Be a Member of a Subculture and Standout from the Crowd.
What most of us seem to try to do is to identify with EVERYONE, turn no one away, be the same as everyone else.
That’s a HUGE mistake.
What’s a subculture?
Well, as I’m sure if you think about it for a second you know that our country, and all societies divide up by all types of professions, interests, hobbies, etc.
Wikipedia defined it as, “A subculture is a group of people within a culture that differentiates itself from the parent culture to which it belongs, often maintaining some of its founding principles. Subcultures develop their own norms and values regarding cultural, political and sexual matters.”
Let me give you some silly and useful examples.
I was watching congressional hearings a few years back (8 or 10 I forget) and some idiot congress person asked a candidate for a cabinet level position whether they were “Team Edward or Team Jacob.” A reference to the two “love interests in the “Twilight” Movies.

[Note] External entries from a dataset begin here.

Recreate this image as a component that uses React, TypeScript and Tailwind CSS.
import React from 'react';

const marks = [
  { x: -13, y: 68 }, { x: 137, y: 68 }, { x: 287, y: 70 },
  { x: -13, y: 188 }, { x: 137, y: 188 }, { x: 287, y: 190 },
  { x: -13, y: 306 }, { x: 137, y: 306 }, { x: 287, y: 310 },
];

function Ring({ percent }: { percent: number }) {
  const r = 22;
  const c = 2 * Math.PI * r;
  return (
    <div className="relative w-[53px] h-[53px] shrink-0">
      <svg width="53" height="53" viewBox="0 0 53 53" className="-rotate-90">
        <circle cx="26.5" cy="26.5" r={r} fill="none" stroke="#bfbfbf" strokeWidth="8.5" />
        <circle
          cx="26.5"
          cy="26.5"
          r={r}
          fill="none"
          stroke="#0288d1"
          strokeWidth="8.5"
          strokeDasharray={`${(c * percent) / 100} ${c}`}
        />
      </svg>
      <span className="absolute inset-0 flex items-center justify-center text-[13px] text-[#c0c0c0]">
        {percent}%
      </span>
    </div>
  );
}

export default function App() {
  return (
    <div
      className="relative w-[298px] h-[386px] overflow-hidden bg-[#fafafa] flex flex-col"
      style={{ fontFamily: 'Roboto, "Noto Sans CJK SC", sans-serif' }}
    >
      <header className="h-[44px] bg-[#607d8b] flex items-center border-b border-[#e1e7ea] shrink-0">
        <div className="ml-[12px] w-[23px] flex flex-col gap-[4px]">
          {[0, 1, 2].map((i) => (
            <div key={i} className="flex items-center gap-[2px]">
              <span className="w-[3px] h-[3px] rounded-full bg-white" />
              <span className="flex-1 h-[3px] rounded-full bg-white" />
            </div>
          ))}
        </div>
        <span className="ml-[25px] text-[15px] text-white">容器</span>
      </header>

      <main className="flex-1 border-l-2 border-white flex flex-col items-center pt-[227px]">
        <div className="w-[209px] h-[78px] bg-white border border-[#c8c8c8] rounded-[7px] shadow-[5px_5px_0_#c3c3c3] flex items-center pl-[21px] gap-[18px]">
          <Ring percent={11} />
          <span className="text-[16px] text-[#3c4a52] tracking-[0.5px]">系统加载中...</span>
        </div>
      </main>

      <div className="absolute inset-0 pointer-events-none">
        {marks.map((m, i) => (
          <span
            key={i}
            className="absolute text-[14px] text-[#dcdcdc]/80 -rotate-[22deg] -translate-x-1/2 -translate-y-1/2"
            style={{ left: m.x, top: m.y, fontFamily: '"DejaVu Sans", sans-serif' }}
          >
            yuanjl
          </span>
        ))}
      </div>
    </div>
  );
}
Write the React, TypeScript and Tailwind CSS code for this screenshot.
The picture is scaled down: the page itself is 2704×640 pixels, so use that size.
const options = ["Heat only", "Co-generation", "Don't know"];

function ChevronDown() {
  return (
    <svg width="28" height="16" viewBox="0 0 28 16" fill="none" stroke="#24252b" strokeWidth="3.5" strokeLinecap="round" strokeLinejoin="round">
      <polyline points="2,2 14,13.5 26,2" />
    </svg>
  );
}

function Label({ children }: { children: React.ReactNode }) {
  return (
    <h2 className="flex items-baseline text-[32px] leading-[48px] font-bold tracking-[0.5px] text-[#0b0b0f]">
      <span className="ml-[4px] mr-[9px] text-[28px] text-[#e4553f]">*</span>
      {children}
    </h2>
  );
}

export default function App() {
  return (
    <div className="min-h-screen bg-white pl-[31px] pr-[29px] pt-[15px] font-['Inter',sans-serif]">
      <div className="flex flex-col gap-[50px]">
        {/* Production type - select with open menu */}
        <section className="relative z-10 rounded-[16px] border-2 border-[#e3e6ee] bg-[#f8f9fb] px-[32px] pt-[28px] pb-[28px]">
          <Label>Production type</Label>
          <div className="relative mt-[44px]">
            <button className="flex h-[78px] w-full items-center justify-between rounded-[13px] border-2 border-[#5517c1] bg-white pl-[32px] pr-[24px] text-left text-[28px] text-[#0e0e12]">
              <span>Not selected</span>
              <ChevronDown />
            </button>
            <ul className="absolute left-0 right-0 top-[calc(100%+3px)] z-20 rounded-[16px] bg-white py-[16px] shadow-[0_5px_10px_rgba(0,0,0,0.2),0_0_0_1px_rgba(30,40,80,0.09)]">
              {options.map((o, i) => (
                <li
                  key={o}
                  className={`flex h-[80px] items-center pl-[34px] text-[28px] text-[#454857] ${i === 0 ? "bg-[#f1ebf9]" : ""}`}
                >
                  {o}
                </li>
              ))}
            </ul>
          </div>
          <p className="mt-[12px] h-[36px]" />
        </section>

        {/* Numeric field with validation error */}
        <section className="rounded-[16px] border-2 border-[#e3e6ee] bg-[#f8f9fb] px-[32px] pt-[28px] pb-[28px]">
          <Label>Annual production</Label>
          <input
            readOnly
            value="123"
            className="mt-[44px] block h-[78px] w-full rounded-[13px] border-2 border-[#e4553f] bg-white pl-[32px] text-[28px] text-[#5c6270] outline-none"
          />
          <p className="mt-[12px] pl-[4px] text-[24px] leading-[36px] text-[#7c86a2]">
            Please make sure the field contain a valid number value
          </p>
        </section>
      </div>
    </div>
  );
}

Certainly not a serious person or serious question, but apparently fans of the “vampire chick flicks” were dividing themselves up by whether they preferred the vampire guy or werewolf boy. I was forced to watch each of these with my then pre-teen daughter at midnight during the debut for each. And I’ll freely admit to apathy on the question.
With a different focus, I had a girlfriend years back who mentioned that what she liked about driving my Porsche 911 Turbo was the “Porsche Wave.” In other words “Porsche Guys” and, yes predominantly male at least when it comes to 911’s, recognize and wave or “thumbs up” each other. I’ve been a “car buff” for years, and can tell you that some makes or models develop their own fan clubs, and other subcultures.
That’s certainly true of Corvette’s, Porsche, classic Muscle cars and others. With Motorcycles there’s the Hog Members (Harley Owner’s Group) and, BMW “Motorrade” folks. Both are very “cultish.”
All you have to do is look at the various magazines, Facebook groups, websites, etc. You’ll see there are subcultures of everything from Model Trains to owners of Pet Pigs. At a larger levels, people separate themselves into “dog people” (me) and “cat people” (my mother.)
All such subcultures provide opportunities for a unique and personalized outreach effort for your practice.
Own a corvette? Love cars?
Why not photos with you and your prized Vette? A Corvette neon sign in your office. Ads in the Corvette Club newsletters. Presentations at Corvette club gatherings. Expert advice given in the various Corvette groups online. Postcards shaped like you in your prized Vette mailed to all Corvette owners in your state (sorted by income, assets, etc.)
At a more simple level, why not a photo of you with your Dog (or cat) on your website? Try that rather than the “guy in the JC Penny’s suit sitting behind an oak desk.” That’s the standard photo on most advisor websites. And it’s for the “I’m no worse than anyone else” crowd. Show off as a member of a subculture that can draw your ideal client.